Parole a cui l’omelia pare un’immediata risposta. «La Pasqua è l’apertura di un orizzonte inesplorato perché Gesù è risorto e quello che sembrava un destino ineluttabile – finire nella tomba – è chiamato a vita nuova. La novità di Pasqua dice che c’è un modo di vivere che è stato superato per coloro che credono nel Risorto».
Tre gli aspetti di tale superamento che Delpini indica, seguendo le Letture: «Gesù rimprovera Maria che, piangendo, rappresenta l’umanità per cui la vita provoca unicamente tristezza. Il Signore contesta che la vita sia solo una storia che finisce in lacrime». Poi, «l’interpretare la storia come tempo per avere una rivincita, come dicono i discepoli. Al contrario Gesù, morto in croce, perché ha preferito essere tra quelli che subiscono la violenza, è venuto non per la rivincita, ma per la Risurrezione».

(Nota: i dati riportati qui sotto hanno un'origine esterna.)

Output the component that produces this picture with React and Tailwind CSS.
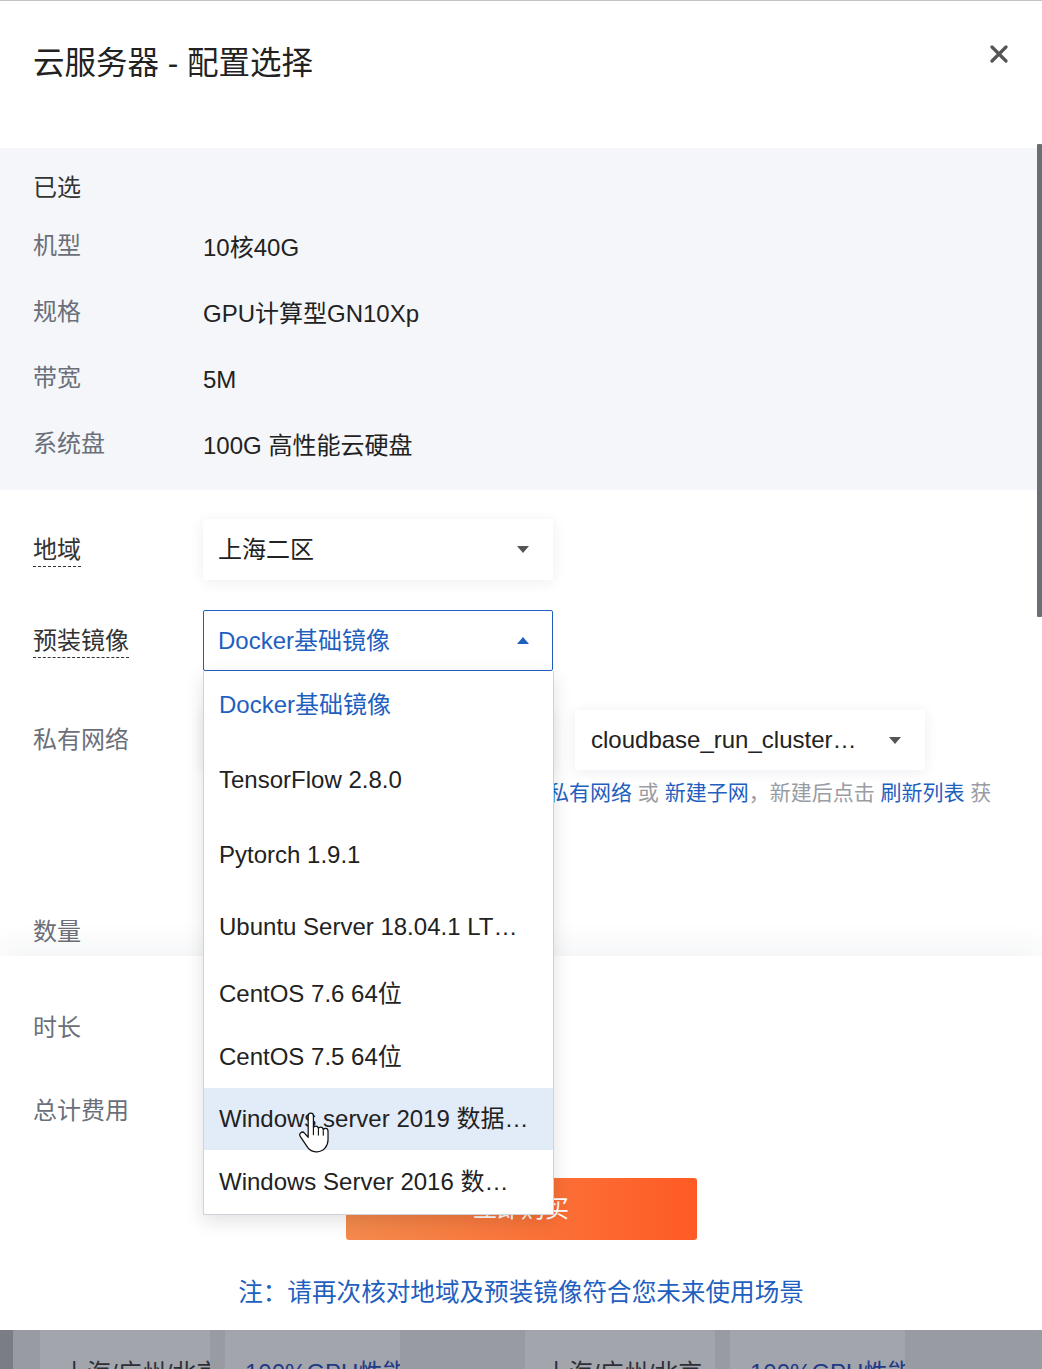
import React from "react";

const Caret = ({ up = false, color = "#555" }) => (
  <svg width="12" height="7" viewBox="0 0 12 7" className="shrink-0">
    {up ? (
      <polygon points="0,7 12,7 6,0" fill={color} />
    ) : (
      <polygon points="0,0 12,0 6,7" fill={color} />
    )}
  </svg>
);

const HandCursor = () => (
  <svg width="34" height="41" viewBox="0 0 30 36">
    <path
      d="M9 3.5c0-1.4 1-2.5 2.3-2.5s2.3 1.1 2.3 2.5v10.2c.4-.9 1.2-1.4 2.1-1.4 1.2 0 2.1.9 2.3 2.1.4-.7 1.2-1.1 2-1.1 1.2 0 2.1.9 2.3 2.1.4-.6 1.1-1 1.9-1 1.3 0 2.3 1.1 2.3 2.5v7.6c0 5.6-4 10.5-9.6 10.5h-1.2c-3.1 0-5.4-1.3-7.2-3.8L2.1 21.6c-.8-1.1-.6-2.6.4-3.4 1-.8 2.4-.6 3.2.4L9 22.2V3.5z"
      fill="#fff"
      stroke="#111"
      strokeWidth="1.1"
      strokeLinejoin="round"
    />
    <path d="M13.6 14v6M18 15.3v5M22.3 16.4v4" stroke="#111" strokeWidth="1" strokeLinecap="round" />
  </svg>
);

const InfoRow = ({ label, value }) => (
  <div className="flex items-center h-[66px]">
    <div className="w-[170px] text-[#6a6f79] -mt-[4px]">{label}</div>
    <div className="text-[#222]">{value}</div>
  </div>
);

const items = [
  { t: "Docker基础镜像", h: "h-[71px]", sel: true },
  { t: "TensorFlow 2.8.0", h: "h-[75px]" },
  { t: "Pytorch 1.9.1", h: "h-[75px]" },
  { t: "Ubuntu Server 18.04.1 LT…", h: "h-[70px]" },
  { t: "CentOS 7.6 64位", h: "h-[63px]" },
  { t: "CentOS 7.5 64位", h: "h-[63px]" },
  { t: "Windows server 2019 数据…", h: "h-[62px]", hover: true },
  { t: "Windows Server 2016 数…", h: "h-[63px]" },
];

export default function App() {
  return (
    <div className="relative w-[1042px] h-[1369px] overflow-hidden bg-[#989ba2] font-['Liberation_Sans','Noto_Sans_CJK_SC',sans-serif] text-[24px]">
      {/* modal */}
      <div className="relative h-[1330px] bg-white rounded-b-[6px] border-t border-[#c4c4c4] flex flex-col">
        {/* header */}
        <div className="h-[147px] shrink-0 flex items-start justify-between pl-[33px] pr-[34px] pt-[40px]">
          <div className="text-[31.5px] leading-[44px] text-[#222]">云服务器 - 配置选择</div>
          <svg width="18" height="18" viewBox="0 0 18 18" className="mt-[4px]">
            <path d="M2 2L16 16M16 2L2 16" stroke="#555" strokeWidth="3.2" strokeLinecap="round" />
          </svg>
        </div>

        {/* scroll area */}
        <div className="h-[808px] shrink-0 flex">
          <div className="flex-1 flex flex-col">
            {/* selected summary */}
            <div className="bg-[#f4f6f9] pt-[20px] pb-[11px] px-[33px]">
              <div className="h-[40px] leading-[40px] text-[#333]">已选</div>
              <div className="mt-[7px]">
                <InfoRow label="机型" value="10核40G" />
                <InfoRow label="规格" value="GPU计算型GN10Xp" />
                <InfoRow label="带宽" value="5M" />
                <InfoRow label="系统盘" value="100G 高性能云硬盘" />
              </div>
            </div>

            {/* form */}
            <div className="pt-[29px] px-[33px]">
              {/* region */}
              <div className="flex items-center h-[61px]">
                <div className="w-[170px]">
                  <span className="inline-block leading-[32px] text-[#333] border-b-[1.5px] border-dashed border-[#333]">地域</span>
                </div>
                <div className="w-[350px] h-[61px] bg-white rounded-[3px] shadow-[0_2px_14px_rgba(30,40,80,0.08)] flex items-center justify-between pl-[15px] pr-[24px] text-[#222]">
                  <span>上海二区</span>
                  <Caret />
                </div>
              </div>

              {/* image */}
              <div className="flex items-center h-[61px] mt-[30px]">
                <div className="w-[170px]">
                  <span className="inline-block leading-[32px] text-[#333] border-b-[1.5px] border-dashed border-[#333]">预装镜像</span>
                </div>
                <div className="relative w-[350px] h-[61px] z-20">
                  <div className="h-full bg-white rounded-[2px] border-[1.5px] border-[#1f5fbf] flex items-center justify-between pl-[14px] pr-[23px] text-[#1f5fbf]">
                    <span>Docker基础镜像</span>
                    <Caret up color="#1f5fbf" />
                  </div>
                  {/* dropdown */}
                  <div className="absolute left-0 top-full w-[351px] bg-white border border-[#cfd2d8] border-t-0 shadow-[0_6px_18px_rgba(0,0,0,0.12)] flex flex-col pb-[1px]">
                    {items.map((it) => (
                      <div
                        key={it.t}
                        className={`${it.h} flex items-center pl-[15px] whitespace-nowrap ${
                          it.hover ? "bg-[#e2ebf8]" : ""
                        } ${it.sel ? "text-[#1f5fbf] pb-[3px]" : "text-[#222]"}`}
                      >
                        {it.t}
                      </div>
                    ))}
                  </div>
                </div>
              </div>

              {/* vpc */}
              <div className="flex items-center h-[60px] mt-[39px]">
                <div className="w-[170px] text-[#6a6f79]">私有网络</div>
                <div className="w-[350px] h-[60px] bg-white shadow-[0_2px_14px_rgba(30,40,80,0.08)] flex items-center justify-between pl-[15px] pr-[24px] text-[#222]">
                  <span>Default-VPC</span>
                  <Caret />
                </div>
                <div className="ml-[22px] w-[350px] h-[60px] bg-white rounded-[3px] shadow-[0_2px_14px_rgba(30,40,80,0.08)] flex items-center justify-between pl-[16px] pr-[24px] text-[#222]">
                  <span className="whitespace-nowrap">cloudbase_run_cluster…</span>
                  <Caret />
                </div>
              </div>
              <div className="mt-[8px] pl-[179px] text-[21px] leading-[30px] text-[#999ca3] whitespace-nowrap">
                <div>
                  如现有网络不合适，可去控制台<span className="text-[#1f5fbf]">新建私有网络</span> 或 <span className="text-[#1f5fbf]">新建子网</span>，新建后点击 <span className="text-[#1f5fbf]">刷新列表</span> 获
                </div>
                <div>取最新网络。</div>
              </div>

              {/* count */}
              <div className="flex items-center h-[50px] mt-[69px]">
                <div className="w-[170px] text-[#6a6f79]">数量</div>
              </div>
            </div>
          </div>
          {/* scrollbar */}
          <div className="w-[5px] shrink-0 flex flex-col">
            <div className="h-[473px] -mt-[4px] bg-[#6b6e75] rounded-[1px]" />
          </div>
        </div>

        {/* footer */}
        <div className="relative z-10 flex-1 bg-white shadow-[0_-14px_24px_rgba(30,40,80,0.045)] px-[33px] pt-[47px]">
          <div className="flex items-center h-[50px] text-[#6a6f79]">时长</div>
          <div className="flex items-center h-[50px] mt-[33px] text-[#6a6f79]">总计费用</div>
          <div className="mt-[42px] mx-auto w-[351px] h-[62px] rounded-[3px] bg-gradient-to-r from-[#f38a4c] to-[#ff5a24] flex items-center justify-center text-white">
            立即购买
          </div>
          <div className="mt-[36px] h-[34px] leading-[34px] text-center text-[24.6px] text-[#1f5fbf]">
            注：请再次核对地域及预装镜像符合您未来使用场景
          </div>
        </div>
      </div>

      {/* background page strip */}
      <div className="h-[39px] flex items-start text-[24px] leading-[30px]">
        <div className="w-[13px] h-full bg-[#7a7d84]" />
        <div className="w-[27px] h-full" />
        <div className="w-[170px] h-full bg-[#a2a5ab] pl-[23px] pt-[28px] text-[#2d3038] whitespace-nowrap overflow-hidden">上海/广州/北京</div>
        <div className="w-[15px] h-full" />
        <div className="w-[175px] h-full bg-[#a2a5ab] pl-[20px] pt-[28px] text-[#1f3a86] whitespace-nowrap overflow-hidden">100%GPU性能</div>
        <div className="w-[125px] h-full" />
        <div className="w-[190px] h-full bg-[#a2a5ab] pl-[20px] pt-[28px] text-[#2d3038] whitespace-nowrap overflow-hidden">上海/广州/北京</div>
        <div className="w-[15px] h-full" />
        <div className="w-[175px] h-full bg-[#a2a5ab] pl-[20px] pt-[28px] text-[#1f3a86] whitespace-nowrap overflow-hidden">100%GPU性能</div>
      </div>

      {/* mouse cursor */}
      <div className="absolute left-[298px] top-[1112px] z-30">
        <HandCursor />
      </div>
    </div>
  );
}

E il terzo aspetto: l’impazienza che è spesso dentro di noi, come «tensione che sembra impedire di vivere il presente».
Insomma, la vita non è solo una storia da piangere, una storia di rivincite, una fretta impaziente, «ma è attesa e speranza».
E, naturalmente, ci sono anche i tratti precisi e peculiari della vita nuova: «Disponetevi a ricevere lo Spirito santo, la vita stessa di Dio che vuole che ognuno diventi veramente suo figlio. Proprio voi tutti. Il Padre ha stima di voi e sa che potete trasformarvi da discepoli inaffidabili in apostoli coraggiosi, da gente che rinnega la promessa di amicizia a persone fedeli fino alla fine. Cristo si aspetta del bene da noi, sa che ci sono energie buone: nessuno pensi di essere rovinato».
Del secondo dono parla la I Epistola di san Paolo ai Corinzi che «racconta come il Signore sia apparso anche a lui, il quale, da persecutore, era diventato apostolo. Il peccatore può diventare un santo; chi ha fatto del male puoi divenire persona che fa del bene. Questo è l’appello alla conversione, questa è la Pasqua che vogliamo celebrare».
Infine, il richiamo al carcere, fatto di persone, da edificare con amore e attenzione reciproca proprio per il sole della Pasqua del Signore, che, quasi a farsi concretamente presente, entra nel teatro con una lama di luce che rischiara ogni cosa.
A conclusione, dopo le preghiere di intercessione scritte dai detenuti e proclamate nella Liturgia, la Comunione portata anche dall’Arcivescovo a molti detenuti, il saluto di don Palumbo e tante strette di mano, la benedizione: «Abbiate la certezza che la vostra vita è benedetta da Dio».